→ **DATASET SECTION**:
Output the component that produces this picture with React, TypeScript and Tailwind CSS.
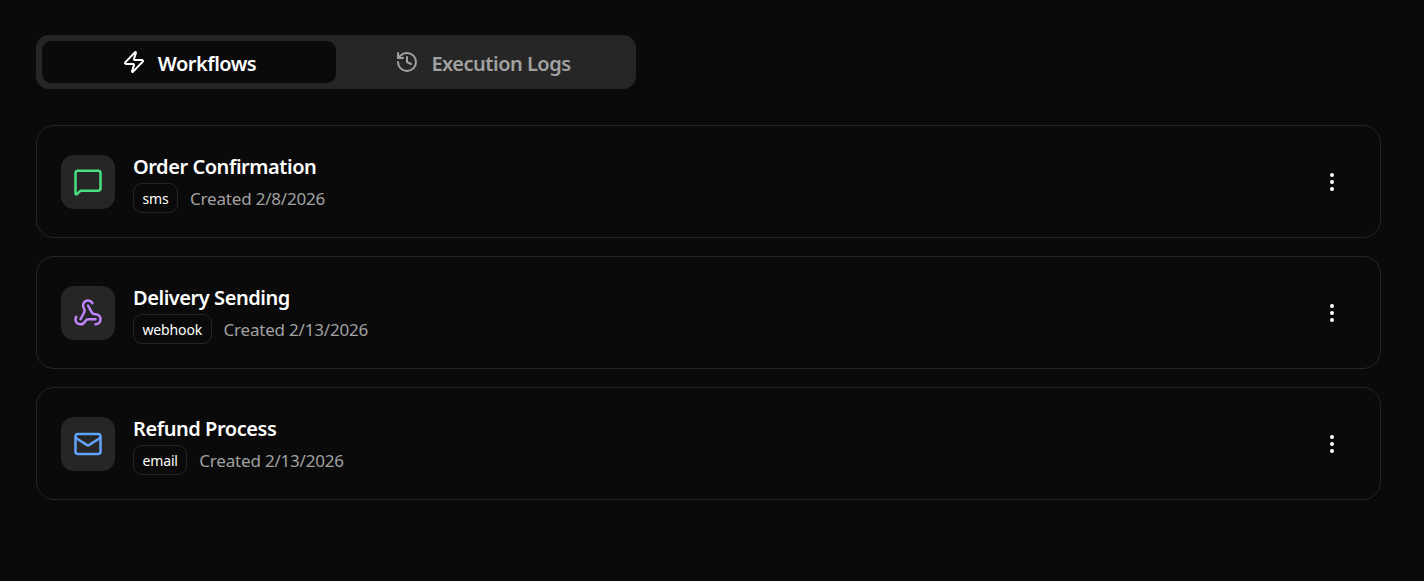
import React from 'react'
import { Zap, History, MessageSquare, Webhook, Mail, EllipsisVertical } from 'lucide-react'

const workflows = [
  { name: 'Order Confirmation', type: 'sms', created: '2/8/2026', icon: <MessageSquare className="w-[30px] h-[30px] text-[#4ade80]" /> },
  { name: 'Delivery Sending', type: 'webhook', created: '2/13/2026', icon: <Webhook className="w-[30px] h-[30px] text-[#c084fc]" /> },
  { name: 'Refund Process', type: 'email', created: '2/13/2026', icon: <Mail className="w-[30px] h-[30px] text-[#60a5fa]" /> },
]

export default function App() {
  return (
    <div className="min-h-[581px] bg-[#0a0a0a] px-9 pt-[35px] text-white font-['Noto_Sans',sans-serif]">
      {/* Tabs */}
      <div className="flex w-[600px] h-[54px] p-[6px] rounded-[13px] bg-[#262626]">
        <button className="flex-1 flex items-center justify-center gap-3 rounded-[9px] bg-[#0a0a0a] text-white text-[20px] font-semibold tracking-[-0.5px]">
          <Zap className="w-6 h-6" />
          <span className="pt-[3px]">Workflows</span>
        </button>
        <button className="flex-1 flex items-center justify-center gap-3 rounded-[9px] text-[#a1a1a1] text-[20px] font-semibold tracking-[-0.5px]">
          <History className="w-6 h-6" />
          <span className="pt-[3px]">Execution Logs</span>
        </button>
      </div>

      {/* Liste */}
      <div className="flex flex-col gap-[18px] mt-9 w-[1345px]">
        {workflows.map((w) => (
          <div key={w.name} className="flex items-center justify-between h-[113px] px-6 border border-[#262626] rounded-[18px] bg-[#0a0a0a]">
            <div className="flex items-center gap-[18px]">
              <div className="flex items-center justify-center w-[54px] h-[54px] rounded-[13px] bg-[#262626]">
                {w.icon}
              </div>
              <div className="flex flex-col gap-[2px] mt-[2px]">
                <h3 className="text-[20px] leading-[28px] font-semibold tracking-[-0.45px]">{w.name}</h3>
                <div className="flex items-center gap-3">
                  <span className="flex items-center h-[30px] px-[8.5px] pt-[2px] border border-[#262626] rounded-[9px] text-[14px] tracking-[-0.15px]">{w.type}</span>
                  <span className="pt-[2px] text-[#a1a1a1] text-[17px] tracking-[-0.2px]">Created {w.created}</span>
                </div>
              </div>
            </div>
            <button className="flex items-center justify-center w-9 h-9 mr-[6px]">
              <EllipsisVertical className="w-6 h-6" />
            </button>
          </div>
        ))}
      </div>
    </div>
  )
}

→ **SET EXERCISE**:
Reproduce every line above as written, skipping pictures.

→ **OUTPUT OF THE EXERCISE**:
Output the component that produces this picture with React, TypeScript and Tailwind CSS.
import React from 'react'
import { Zap, History, MessageSquare, Webhook, Mail, EllipsisVertical } from 'lucide-react'

const workflows = [
  { name: 'Order Confirmation', type: 'sms', created: '2/8/2026', icon: <MessageSquare className="w-[30px] h-[30px] text-[#4ade80]" /> },
  { name: 'Delivery Sending', type: 'webhook', created: '2/13/2026', icon: <Webhook className="w-[30px] h-[30px] text-[#c084fc]" /> },
  { name: 'Refund Process', type: 'email', created: '2/13/2026', icon: <Mail className="w-[30px] h-[30px] text-[#60a5fa]" /> },
]

export default function App() {
  return (
    <div className="min-h-[581px] bg-[#0a0a0a] px-9 pt-[35px] text-white font-['Noto_Sans',sans-serif]">
      {/* Tabs */}
      <div className="flex w-[600px] h-[54px] p-[6px] rounded-[13px] bg-[#262626]">
        <button className="flex-1 flex items-center justify-center gap-3 rounded-[9px] bg-[#0a0a0a] text-white text-[20px] font-semibold tracking-[-0.5px]">
          <Zap className="w-6 h-6" />
          <span className="pt-[3px]">Workflows</span>
        </button>
        <button className="flex-1 flex items-center justify-center gap-3 rounded-[9px] text-[#a1a1a1] text-[20px] font-semibold tracking-[-0.5px]">
          <History className="w-6 h-6" />
          <span className="pt-[3px]">Execution Logs</span>
        </button>
      </div>

      {/* Liste */}
      <div className="flex flex-col gap-[18px] mt-9 w-[1345px]">
        {workflows.map((w) => (
          <div key={w.name} className="flex items-center justify-between h-[113px] px-6 border border-[#262626] rounded-[18px] bg-[#0a0a0a]">
            <div className="flex items-center gap-[18px]">
              <div className="flex items-center justify-center w-[54px] h-[54px] rounded-[13px] bg-[#262626]">
                {w.icon}
              </div>
              <div className="flex flex-col gap-[2px] mt-[2px]">
                <h3 className="text-[20px] leading-[28px] font-semibold tracking-[-0.45px]">{w.name}</h3>
                <div className="flex items-center gap-3">
                  <span className="flex items-center h-[30px] px-[8.5px] pt-[2px] border border-[#262626] rounded-[9px] text-[14px] tracking-[-0.15px]">{w.type}</span>
                  <span className="pt-[2px] text-[#a1a1a1] text-[17px] tracking-[-0.2px]">Created {w.created}</span>
                </div>
              </div>
            </div>
            <button className="flex items-center justify-center w-9 h-9 mr-[6px]">
              <EllipsisVertical className="w-6 h-6" />
            </button>
          </div>
        ))}
      </div>
    </div>
  )
}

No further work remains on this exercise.